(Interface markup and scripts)
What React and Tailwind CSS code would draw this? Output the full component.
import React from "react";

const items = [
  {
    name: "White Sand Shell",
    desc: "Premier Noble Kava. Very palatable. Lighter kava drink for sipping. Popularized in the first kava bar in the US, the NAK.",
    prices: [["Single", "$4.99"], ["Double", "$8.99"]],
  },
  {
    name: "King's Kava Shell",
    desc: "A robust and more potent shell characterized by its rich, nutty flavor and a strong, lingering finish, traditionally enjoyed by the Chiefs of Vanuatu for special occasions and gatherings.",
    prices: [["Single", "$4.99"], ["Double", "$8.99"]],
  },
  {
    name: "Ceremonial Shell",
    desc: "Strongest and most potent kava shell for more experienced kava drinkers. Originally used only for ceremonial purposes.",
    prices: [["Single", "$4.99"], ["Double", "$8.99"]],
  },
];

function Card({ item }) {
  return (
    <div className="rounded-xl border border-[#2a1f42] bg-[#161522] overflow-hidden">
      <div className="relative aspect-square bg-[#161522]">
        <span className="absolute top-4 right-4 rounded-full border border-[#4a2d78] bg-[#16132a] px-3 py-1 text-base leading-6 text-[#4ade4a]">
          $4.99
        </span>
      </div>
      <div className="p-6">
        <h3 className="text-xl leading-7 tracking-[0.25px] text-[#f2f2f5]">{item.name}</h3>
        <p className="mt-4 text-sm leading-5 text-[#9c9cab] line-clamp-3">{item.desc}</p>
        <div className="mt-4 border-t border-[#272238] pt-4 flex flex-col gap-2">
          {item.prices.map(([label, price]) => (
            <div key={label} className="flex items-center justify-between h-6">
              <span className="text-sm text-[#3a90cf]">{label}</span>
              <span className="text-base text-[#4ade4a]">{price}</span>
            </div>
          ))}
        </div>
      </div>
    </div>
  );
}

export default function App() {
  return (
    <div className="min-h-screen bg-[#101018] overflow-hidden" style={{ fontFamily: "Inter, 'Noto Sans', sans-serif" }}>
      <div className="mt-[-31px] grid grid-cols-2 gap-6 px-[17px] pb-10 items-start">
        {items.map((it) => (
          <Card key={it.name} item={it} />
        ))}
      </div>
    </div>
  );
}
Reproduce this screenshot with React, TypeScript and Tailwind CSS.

» **EXERCISE AIM**
Return the material in full, exactly as shown.

» **ANSWER TO THE EXERCISE**
What React and Tailwind CSS code would draw this? Output the full component.
import React from "react";

const items = [
  {
    name: "White Sand Shell",
    desc: "Premier Noble Kava. Very palatable. Lighter kava drink for sipping. Popularized in the first kava bar in the US, the NAK.",
    prices: [["Single", "$4.99"], ["Double", "$8.99"]],
  },
  {
    name: "King's Kava Shell",
    desc: "A robust and more potent shell characterized by its rich, nutty flavor and a strong, lingering finish, traditionally enjoyed by the Chiefs of Vanuatu for special occasions and gatherings.",
    prices: [["Single", "$4.99"], ["Double", "$8.99"]],
  },
  {
    name: "Ceremonial Shell",
    desc: "Strongest and most potent kava shell for more experienced kava drinkers. Originally used only for ceremonial purposes.",
    prices: [["Single", "$4.99"], ["Double", "$8.99"]],
  },
];

function Card({ item }) {
  return (
    <div className="rounded-xl border border-[#2a1f42] bg-[#161522] overflow-hidden">
      <div className="relative aspect-square bg-[#161522]">
        <span className="absolute top-4 right-4 rounded-full border border-[#4a2d78] bg-[#16132a] px-3 py-1 text-base leading-6 text-[#4ade4a]">
          $4.99
        </span>
      </div>
      <div className="p-6">
        <h3 className="text-xl leading-7 tracking-[0.25px] text-[#f2f2f5]">{item.name}</h3>
        <p className="mt-4 text-sm leading-5 text-[#9c9cab] line-clamp-3">{item.desc}</p>
        <div className="mt-4 border-t border-[#272238] pt-4 flex flex-col gap-2">
          {item.prices.map(([label, price]) => (
            <div key={label} className="flex items-center justify-between h-6">
              <span className="text-sm text-[#3a90cf]">{label}</span>
              <span className="text-base text-[#4ade4a]">{price}</span>
            </div>
          ))}
        </div>
      </div>
    </div>
  );
}

export default function App() {
  return (
    <div className="min-h-screen bg-[#101018] overflow-hidden" style={{ fontFamily: "Inter, 'Noto Sans', sans-serif" }}>
      <div className="mt-[-31px] grid grid-cols-2 gap-6 px-[17px] pb-10 items-start">
        {items.map((it) => (
          <Card key={it.name} item={it} />
        ))}
      </div>
    </div>
  );
}
Reproduce this screenshot with React, TypeScript and Tailwind CSS.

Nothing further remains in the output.